TONY CHEN

Pocket Plants

December 2020

Summary

Pocket Plants is a 3rd Person exploration game that takes place on a planet overrun with invasive plants. While beautiful, these plants produce too much carbon dioxide to sustain other life on the planet. The player must gather plants and utilize propagation to save their suffocating ecosystem.

I joined the team after they had a simple prototype in place. When I joined, I worked as the sole programmer for the game. The most challenging portion of the project was creating a persistent save data for the plants. All plants' information needed to be saved after a level is cleared, including plants' location, tier growth, level completion, etc. This was the first time creating such a system, but after hours of testing, it was eventually done. The game was kept simple, so we decided to keep everything in blueprints.

Format

Game Engine: Unreal Engine 4

Team Size: Seven

Development Time: 1 Semester

Roles

Programmer

Contributions

Tutorial System

Persistent Save System

Dialogue System

Tutorial System

With restrictions added to the game where players were only allows a single input, a tutorial system was required. We wanted to create a tutorial system where the player could learn how to play the game as well as learn some background narrative. The system was put together requiring player to complete an action to continue the tutorial. This was the most interactive way and best way to learn the game as the controls would be funky. This system was created alongside the Dialogue System as it would explain what the player would need to do to continue the tutorial.

Persistent Save System

This was the first time I worked on a persistent save information and there were multiple issues that I ran into while working on it. I needed to save data of all the plants on each level (their data, location, etc.) as well as the progression of the level. At first, I tried saving each actor and grabbing the data from the actor. It worked as I tested with a single level, but once saving data from multiple levels, the data would disappear. Later I learned that saving actors is the wrong way to go since actors only persist per level, so once opening another level, the actor would not exist so therefore, there would be no data to read from. Afterwards, I stored each data from the plants into an array of structs which proved to be a much better solution.

Dialogue System

The dialogue system is not widely used besides being used alongside the tutorial. Each dialogue that pops up is being read from a data asset. This way it is much easier to edit dialogues rather than opening each blueprint within the level. Each data assets consists of an array of strings and a float for the speed of the text.

There are different types of dialogues.
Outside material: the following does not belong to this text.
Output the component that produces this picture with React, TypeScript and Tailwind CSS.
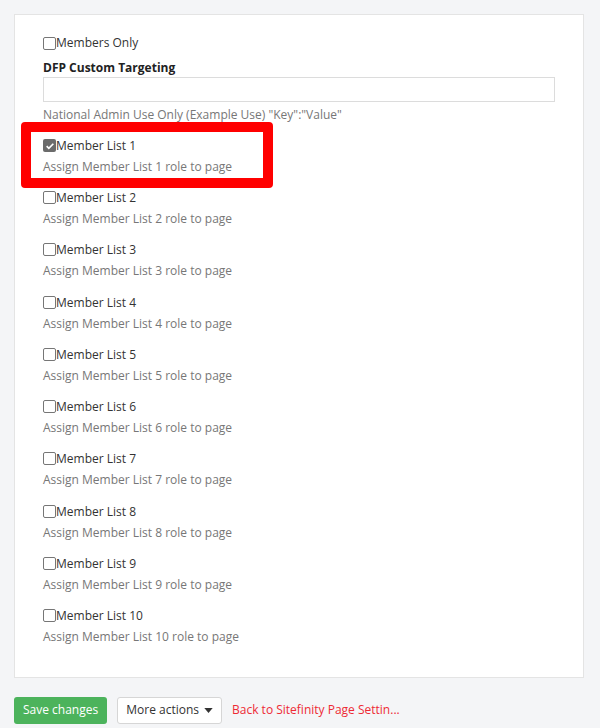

Ones that destroy objects once completed, ones that are activated when overlapped, and ones that override other dialogues when started. Each dialogue type is used in different sections so designers can place them and have them work how they need it. The dialogue system was also created to auto continue after a certain time limit. Since the game was restricted to single input and we wanted the player still be able to navigate the world while in a dialogue interaction, it was best for dialogue to auto continue.